The All-Star Game is supposed to get drubbed by the Super Bowl, the NFL (with an average of 17.4 million per game in 2013) and even the Winter Olympics (33.1 million viewers, on average). But when the NBA Finals draw 17.7 million viewers per game and an opening-round World Cup match between the U.S. and Ghana draws 11.1 million viewers on ESPN alone (Univision viewers brought the total to 19 million), the All-Star Game's slow fade seems a lot quicker.

In the past 20 years, the All-Star Game has lost 50% of its audience. It hasn't drawn 20 million viewers since 1995 and last saw more than 15 million in 2001. An audience of 36.3 million like the game saw in 1976 isn't realistic anymore -- especially considering that the NFL's Pro Bowl drew only 11.7 million viewers this year -- but even 13 million has been considered uncharted territory for the past half-decade.

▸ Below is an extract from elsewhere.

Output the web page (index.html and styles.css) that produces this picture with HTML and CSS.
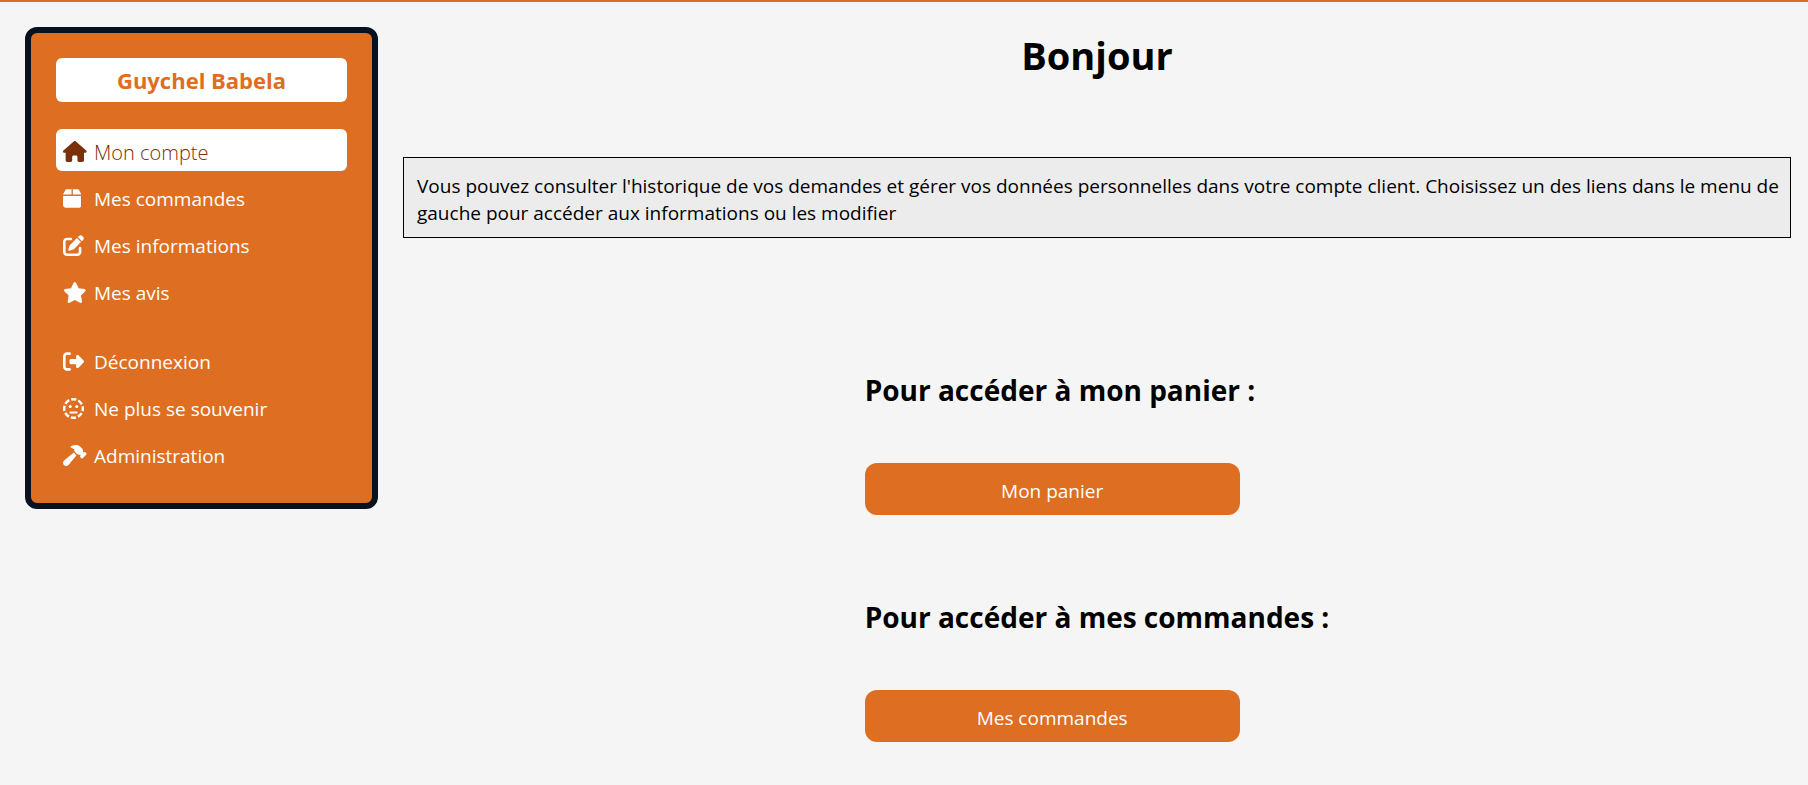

Still, from a network perspective, it beats the alternative. Broadcasting & Cable notes that The All-Star Game during the 2000s came in about 30% higher than that night's average prime time ratings. That's a bigger boost than it provided in the 1990s (27%) and 1980s (26%). That summer lull is a big reason why Major League Baseball came away with an eight-year deal for $700 million per season from ESPN alone the last time it negotiated its television contracts.

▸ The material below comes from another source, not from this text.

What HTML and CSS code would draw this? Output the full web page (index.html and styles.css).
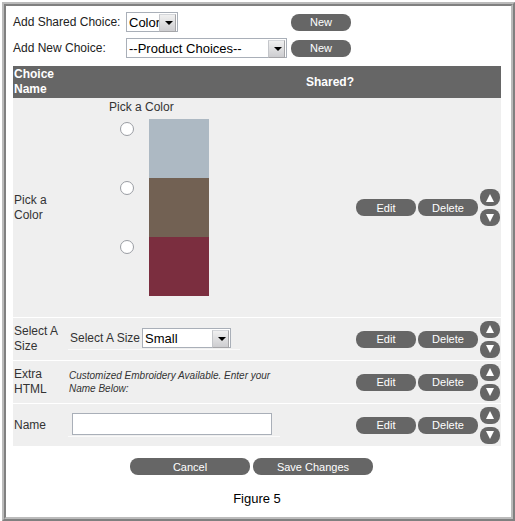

All-Star Game broadcaster Fox, meanwhile, just started an eight-year deal that pays Major League Baseball $500 million per year for rights to regular-season games, playoff games, the World Series and the All-Star Game. Compared with the $300 million each season Turner will pay over the same span for playoff access, that's not such a bad deal.

Also see: Soccer Isn't Replacing Baseball Yet

It's what makes Major League Baseball such a powerhouse regardless of how well the All-Star Game fares or how its demographics change. Baseball has one of the oldest viewerships in professional sports, with Nielsen reporting that 50% of its television audience is age 55 or older. Only NASCAR (49% age 55 and older) and golf (63%) are similarly aged. Yet baseball's $8 billion in revenue last year was second only to the National Football League's $9.5 billion and is greater than that of the National Basketball Association ($5 billion) and National Hockey League ($2.4 billion) combined.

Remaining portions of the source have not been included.